Of all the lines in the material, how many contain the word "React"? State the number alone.

_ _ _

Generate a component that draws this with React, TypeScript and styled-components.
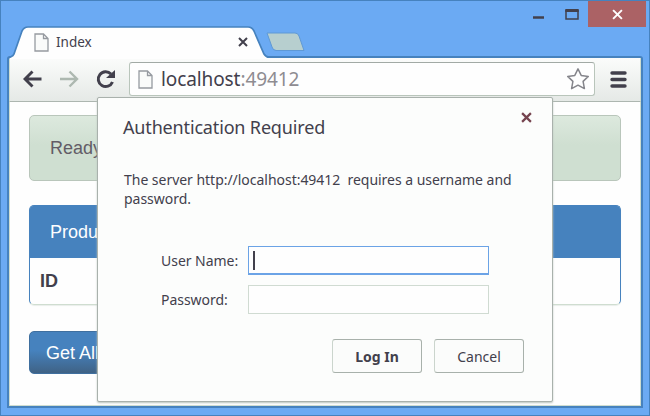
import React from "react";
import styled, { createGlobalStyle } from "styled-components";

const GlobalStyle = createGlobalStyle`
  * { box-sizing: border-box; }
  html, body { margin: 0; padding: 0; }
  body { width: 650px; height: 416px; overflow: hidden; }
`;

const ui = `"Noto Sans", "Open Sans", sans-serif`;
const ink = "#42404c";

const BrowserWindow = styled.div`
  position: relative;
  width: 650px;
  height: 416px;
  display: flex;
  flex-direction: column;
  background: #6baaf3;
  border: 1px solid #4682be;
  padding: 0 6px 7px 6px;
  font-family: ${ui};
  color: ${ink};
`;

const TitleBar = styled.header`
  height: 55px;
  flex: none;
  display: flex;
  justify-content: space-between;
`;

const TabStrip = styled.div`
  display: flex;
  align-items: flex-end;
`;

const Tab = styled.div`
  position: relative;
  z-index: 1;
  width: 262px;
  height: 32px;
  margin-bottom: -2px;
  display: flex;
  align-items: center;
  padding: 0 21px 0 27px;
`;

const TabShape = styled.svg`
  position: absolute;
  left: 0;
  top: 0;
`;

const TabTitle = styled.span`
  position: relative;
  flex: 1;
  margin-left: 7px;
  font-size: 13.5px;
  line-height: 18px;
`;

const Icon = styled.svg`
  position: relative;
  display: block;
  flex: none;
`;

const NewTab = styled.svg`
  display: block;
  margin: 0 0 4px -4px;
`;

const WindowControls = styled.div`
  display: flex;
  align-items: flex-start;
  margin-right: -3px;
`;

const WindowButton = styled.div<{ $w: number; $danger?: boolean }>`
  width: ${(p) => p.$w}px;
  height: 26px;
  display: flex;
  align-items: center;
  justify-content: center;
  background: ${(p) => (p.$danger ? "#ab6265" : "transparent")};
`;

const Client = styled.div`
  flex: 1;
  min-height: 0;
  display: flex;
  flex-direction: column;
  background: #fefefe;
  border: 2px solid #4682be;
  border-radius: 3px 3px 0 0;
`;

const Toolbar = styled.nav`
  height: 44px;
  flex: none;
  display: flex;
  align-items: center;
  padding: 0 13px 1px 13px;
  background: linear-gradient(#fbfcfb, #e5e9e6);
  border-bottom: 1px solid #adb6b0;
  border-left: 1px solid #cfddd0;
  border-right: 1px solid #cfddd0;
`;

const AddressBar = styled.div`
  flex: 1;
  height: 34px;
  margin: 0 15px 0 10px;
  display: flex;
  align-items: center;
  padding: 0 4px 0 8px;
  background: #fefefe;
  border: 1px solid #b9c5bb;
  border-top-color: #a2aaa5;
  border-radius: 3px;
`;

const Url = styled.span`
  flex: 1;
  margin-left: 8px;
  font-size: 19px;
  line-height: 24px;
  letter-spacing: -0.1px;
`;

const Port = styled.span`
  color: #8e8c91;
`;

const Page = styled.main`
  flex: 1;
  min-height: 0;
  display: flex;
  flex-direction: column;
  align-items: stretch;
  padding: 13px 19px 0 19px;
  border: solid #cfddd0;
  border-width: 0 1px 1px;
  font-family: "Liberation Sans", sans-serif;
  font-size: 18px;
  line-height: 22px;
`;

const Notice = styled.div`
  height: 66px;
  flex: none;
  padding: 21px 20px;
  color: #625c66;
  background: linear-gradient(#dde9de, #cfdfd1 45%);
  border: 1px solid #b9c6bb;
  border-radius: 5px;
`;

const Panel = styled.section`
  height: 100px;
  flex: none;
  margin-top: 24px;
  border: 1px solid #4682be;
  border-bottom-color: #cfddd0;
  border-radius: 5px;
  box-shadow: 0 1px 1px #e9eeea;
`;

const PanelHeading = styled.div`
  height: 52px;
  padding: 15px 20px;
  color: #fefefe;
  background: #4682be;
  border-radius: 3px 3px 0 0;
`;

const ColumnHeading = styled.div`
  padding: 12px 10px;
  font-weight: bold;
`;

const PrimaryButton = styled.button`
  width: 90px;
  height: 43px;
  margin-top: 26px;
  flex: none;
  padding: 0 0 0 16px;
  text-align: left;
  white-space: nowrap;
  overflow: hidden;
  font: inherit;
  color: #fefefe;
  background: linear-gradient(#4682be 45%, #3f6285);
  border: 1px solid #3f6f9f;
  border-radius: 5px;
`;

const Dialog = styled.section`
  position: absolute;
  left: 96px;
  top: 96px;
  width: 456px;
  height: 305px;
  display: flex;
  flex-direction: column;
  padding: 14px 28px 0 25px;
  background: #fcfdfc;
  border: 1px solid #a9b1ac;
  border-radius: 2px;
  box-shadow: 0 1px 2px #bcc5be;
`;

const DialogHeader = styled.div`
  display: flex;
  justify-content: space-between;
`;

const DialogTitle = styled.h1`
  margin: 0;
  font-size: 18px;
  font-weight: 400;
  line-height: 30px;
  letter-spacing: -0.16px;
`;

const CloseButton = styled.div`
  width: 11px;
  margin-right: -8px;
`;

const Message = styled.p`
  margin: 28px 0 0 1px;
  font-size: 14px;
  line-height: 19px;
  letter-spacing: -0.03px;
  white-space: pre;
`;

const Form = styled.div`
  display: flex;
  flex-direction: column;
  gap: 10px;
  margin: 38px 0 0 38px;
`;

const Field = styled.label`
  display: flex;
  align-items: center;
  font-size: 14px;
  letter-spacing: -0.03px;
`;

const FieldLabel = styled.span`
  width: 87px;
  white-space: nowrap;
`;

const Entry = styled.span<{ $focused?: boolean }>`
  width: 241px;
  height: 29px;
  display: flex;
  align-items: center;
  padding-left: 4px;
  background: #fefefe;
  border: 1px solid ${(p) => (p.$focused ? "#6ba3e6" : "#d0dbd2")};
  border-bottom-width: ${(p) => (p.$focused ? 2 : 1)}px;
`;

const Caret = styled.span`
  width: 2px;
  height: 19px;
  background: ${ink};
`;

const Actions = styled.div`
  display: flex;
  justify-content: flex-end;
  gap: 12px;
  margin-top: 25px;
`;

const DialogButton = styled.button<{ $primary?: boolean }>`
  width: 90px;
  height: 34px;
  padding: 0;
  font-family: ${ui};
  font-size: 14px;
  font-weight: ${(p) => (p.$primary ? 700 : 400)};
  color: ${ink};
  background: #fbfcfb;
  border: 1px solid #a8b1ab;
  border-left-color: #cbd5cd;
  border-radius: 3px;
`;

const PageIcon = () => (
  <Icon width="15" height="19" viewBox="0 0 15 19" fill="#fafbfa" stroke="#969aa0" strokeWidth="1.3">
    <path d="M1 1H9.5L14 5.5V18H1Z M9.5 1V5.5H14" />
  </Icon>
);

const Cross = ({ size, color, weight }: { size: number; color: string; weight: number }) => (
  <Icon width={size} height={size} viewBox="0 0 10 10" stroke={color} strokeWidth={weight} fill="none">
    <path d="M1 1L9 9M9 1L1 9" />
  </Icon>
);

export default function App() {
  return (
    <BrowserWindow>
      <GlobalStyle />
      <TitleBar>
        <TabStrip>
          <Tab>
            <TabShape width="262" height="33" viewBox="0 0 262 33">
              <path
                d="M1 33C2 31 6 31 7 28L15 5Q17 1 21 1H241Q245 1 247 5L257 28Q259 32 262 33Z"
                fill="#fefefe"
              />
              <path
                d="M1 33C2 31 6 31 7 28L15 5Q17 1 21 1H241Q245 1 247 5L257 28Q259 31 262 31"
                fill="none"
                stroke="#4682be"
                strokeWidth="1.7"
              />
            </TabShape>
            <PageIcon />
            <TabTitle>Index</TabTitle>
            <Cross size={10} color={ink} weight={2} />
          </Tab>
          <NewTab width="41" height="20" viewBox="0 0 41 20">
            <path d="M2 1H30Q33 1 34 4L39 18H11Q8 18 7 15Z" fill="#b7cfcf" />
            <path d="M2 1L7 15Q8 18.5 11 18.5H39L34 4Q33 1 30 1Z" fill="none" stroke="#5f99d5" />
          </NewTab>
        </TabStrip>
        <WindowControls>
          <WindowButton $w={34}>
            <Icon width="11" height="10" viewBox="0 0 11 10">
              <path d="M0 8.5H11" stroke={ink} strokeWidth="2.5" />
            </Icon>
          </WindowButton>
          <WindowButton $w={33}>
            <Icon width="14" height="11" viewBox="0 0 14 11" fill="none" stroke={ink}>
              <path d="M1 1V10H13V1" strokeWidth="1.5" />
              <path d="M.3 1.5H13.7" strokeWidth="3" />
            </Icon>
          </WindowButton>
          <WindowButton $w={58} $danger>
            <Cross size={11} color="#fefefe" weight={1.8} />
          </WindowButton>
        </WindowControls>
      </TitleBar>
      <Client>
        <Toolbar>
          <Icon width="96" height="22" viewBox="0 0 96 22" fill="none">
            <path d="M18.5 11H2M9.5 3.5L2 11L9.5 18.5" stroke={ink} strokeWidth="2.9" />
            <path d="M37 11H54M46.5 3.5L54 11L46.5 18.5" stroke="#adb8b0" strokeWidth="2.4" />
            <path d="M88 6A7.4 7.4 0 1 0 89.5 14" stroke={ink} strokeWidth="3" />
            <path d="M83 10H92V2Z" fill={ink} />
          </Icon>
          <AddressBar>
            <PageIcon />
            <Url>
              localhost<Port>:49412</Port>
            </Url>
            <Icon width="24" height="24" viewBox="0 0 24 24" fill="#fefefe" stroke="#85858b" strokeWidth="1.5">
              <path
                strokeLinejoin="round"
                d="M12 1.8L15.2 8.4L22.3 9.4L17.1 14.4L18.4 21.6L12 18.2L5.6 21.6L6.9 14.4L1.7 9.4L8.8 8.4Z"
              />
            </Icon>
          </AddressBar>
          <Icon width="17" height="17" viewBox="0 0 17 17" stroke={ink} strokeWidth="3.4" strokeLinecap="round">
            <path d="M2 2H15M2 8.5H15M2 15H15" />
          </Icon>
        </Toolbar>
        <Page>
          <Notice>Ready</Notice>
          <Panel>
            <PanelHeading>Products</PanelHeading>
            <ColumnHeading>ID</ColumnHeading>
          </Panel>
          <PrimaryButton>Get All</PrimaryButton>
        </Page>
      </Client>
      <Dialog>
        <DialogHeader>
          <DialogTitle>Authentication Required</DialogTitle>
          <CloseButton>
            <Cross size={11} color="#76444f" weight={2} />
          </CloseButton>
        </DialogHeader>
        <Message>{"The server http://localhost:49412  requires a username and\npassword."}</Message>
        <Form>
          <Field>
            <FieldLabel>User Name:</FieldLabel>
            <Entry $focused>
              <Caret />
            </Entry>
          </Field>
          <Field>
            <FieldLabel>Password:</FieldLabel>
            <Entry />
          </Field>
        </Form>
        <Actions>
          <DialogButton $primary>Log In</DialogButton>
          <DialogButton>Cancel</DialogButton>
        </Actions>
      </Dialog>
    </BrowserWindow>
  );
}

_ _ _

◆ Output of the exercise: 2